“With love these few lines trusting they find you in the pink”. So begins the third letter which we have which was written by my Grandad while a POW in Gustrow, Germany, in 1918. The previous one was written on 11th June, although the postmark was a month later on 10th July. This one was written on 29th Sept and again there was a month’s delay before the postmark of 30th October.
There may have been other letters written in July, but then a big gap, which Grandad explains: “Well Mum, I have not been able to write for the last 2 months as I have been in hospital and am pleased to say that I am much better now”. He gives no more details of the reason for his hospitalisation. It is possible that it was due to dysentery or a condition related to the general starvation of prisoners and the poor sanitation arrangements in captivity. Equally it could be that he contracted flu.
The so-called Spanish flu is widely known to have affected young adults more than the elderly or the young. With no reporting restrictions in neutral Spain, the spread of the epidemic was known about in that country, but in fact it was widespread. In Richard Van Emden’s book ‘Prisoners of the Kaiser’ he writes “the flu epidemic that was sweeping Europe was killing off prisoners at an alarming rate, as most were too weak or sick to put up any resistance”. Whether it was flu or not, Grandad was fortunate to make such a good recovery.

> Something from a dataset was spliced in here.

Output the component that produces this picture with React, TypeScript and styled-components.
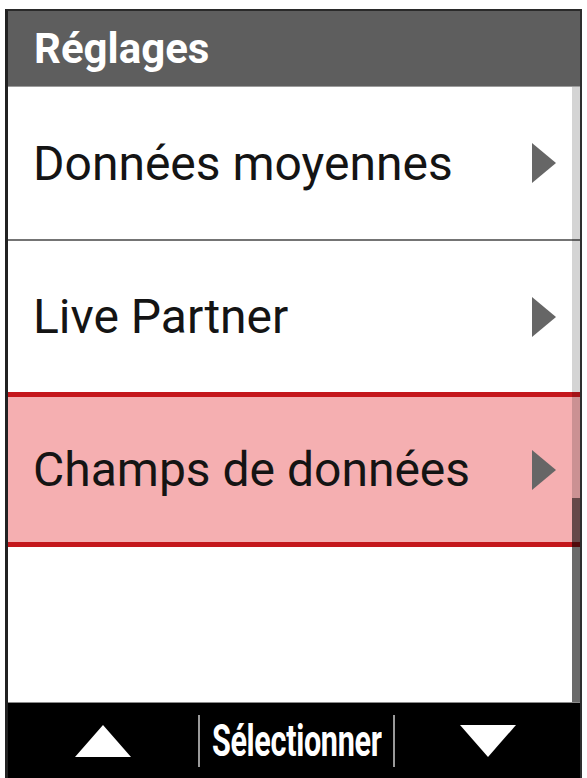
import React from "react"
import styled, { createGlobalStyle } from "styled-components"

const GlobalStyle = createGlobalStyle`
    html, body {
        margin: 0;
        padding: 0;
        background: #ffffff;
        font-family: Roboto, "Liberation Sans", sans-serif;
    }
    * {
        box-sizing: border-box;
    }
`

const Frame = styled.div`
    display: flex;
    flex-direction: column;
    width: 577px;
    height: 769px;
    margin: 9px 0 0 5px;
    border-top: 2px solid #2a2a2a;
    border-left: 3px solid #222;
    border-right: 2px solid #2e2e2e;
    overflow: hidden;
`

const Header = styled.div`
    display: flex;
    align-items: center;
    height: 76px;
    padding-left: 26px;
    background: #5e5e5e;
    border-bottom: 1px solid #9c9c9c;
    color: #ffffff;
    font-size: 42px;
    font-weight: 700;
`

const List = styled.div`
    position: relative;
    display: flex;
    flex-direction: column;
    flex: 1;
    background: #ffffff;
`

const Row = styled.div<{ $height: number; $selected?: boolean; $divider?: boolean }>`
    display: flex;
    align-items: center;
    justify-content: space-between;
    height: ${p => p.$height}px;
    padding: 0 24px 0 25px;
    background: ${p => (p.$selected ? "#f5afb1" : "#ffffff")};
    border-top: ${p => (p.$selected ? "5px solid #c4171c" : "none")};
    border-bottom: ${p =>
        p.$selected ? "5px solid #c4171c" : p.$divider ? "2px solid #747474" : "none"};
`

const Label = styled.span`
    font-size: 48px;
    color: #141414;
    white-space: nowrap;
`

const Filler = styled.div`
    flex: 1;
`

const Track = styled.div`
    position: absolute;
    top: 0;
    right: 0;
    bottom: 0;
    width: 8px;
    background: rgba(0, 0, 0, 0.17);
`

const Thumb = styled.div`
    position: absolute;
    right: 0;
    bottom: 0;
    width: 8px;
    height: 204px;
    background: rgba(0, 0, 0, 0.5);
`

const BottomBar = styled.div`
    display: flex;
    align-items: center;
    height: 76px;
    background: #000000;
    border-top: 1px solid #8a8a8a;
`

const Cell = styled.div<{ $width?: number }>`
    display: flex;
    align-items: center;
    justify-content: center;
    min-width: 0;
    flex: ${p => (p.$width ? `0 0 ${p.$width}px` : "1")};
`

const Sep = styled.div`
    flex: 0 0 2px;
    height: 52px;
    background: #9a9a9a;
`

const Action = styled.span`
    display: inline-block;
    color: #ffffff;
    font-size: 45px;
    font-weight: 700;
    letter-spacing: -0.5px;
    transform: scaleX(0.68);
    white-space: nowrap;
`

const Chevron = () => (
    <svg width="24" height="40" viewBox="0 0 24 40">
        <polygon points="0,0 24,20 0,40" fill="#666666" />
    </svg>
)

const Arrow: React.FC<{ down?: boolean }> = ({ down }) => (
    <svg width="56" height="32" viewBox="0 0 56 32">
        {down ? (
            <polygon points="0,0 56,0 28,32" fill="#ffffff" />
        ) : (
            <polygon points="28,0 56,32 0,32" fill="#ffffff" />
        )}
    </svg>
)

const items = [
    { label: "Données moyennes", height: 154, divider: true },
    { label: "Live Partner", height: 151 },
    { label: "Champs de données", height: 155, selected: true },
]

export default function App() {
    return (
        <>
            <GlobalStyle />
            <Frame>
                <Header>Réglages</Header>
                <List>
                    {items.map(item => (
                        <Row
                            key={item.label}
                            $height={item.height}
                            $selected={item.selected}
                            $divider={item.divider}
                        >
                            <Label>{item.label}</Label>
                            <Chevron />
                        </Row>
                    ))}
                    <Filler />
                    <Track>
                        <Thumb />
                    </Track>
                </List>
                <BottomBar>
                    <Cell $width={190}>
                        <Arrow />
                    </Cell>
                    <Sep />
                    <Cell $width={193}>
                        <Action>Sélectionner</Action>
                    </Cell>
                    <Sep />
                    <Cell>
                        <Arrow down />
                    </Cell>
                </BottomBar>
            </Frame>
        </>
    )
}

Now that he has the opportunity to write home again, Grandad wishes to remind his Mum to send the parcels of which he wrote in such great detail in his first letters, and he sends his love to all at home. His optimism at soon being home again (“cheer up, shall soon see you all again”) possibly indicates that he was aware of the regular rumours reaching the POW camps at around this time of the Allied advances. The knowledge that the Germans were definitely retreating by this stage must have given many of the prisoners the mental strength to hold out for an eventual release. Those last weeks must have been some of the toughest, though, with provisions at an all-time low and many food parcels never reaching their destinations. “It was just a matter of hanging on until peace was declared” writes Richard Van Emden.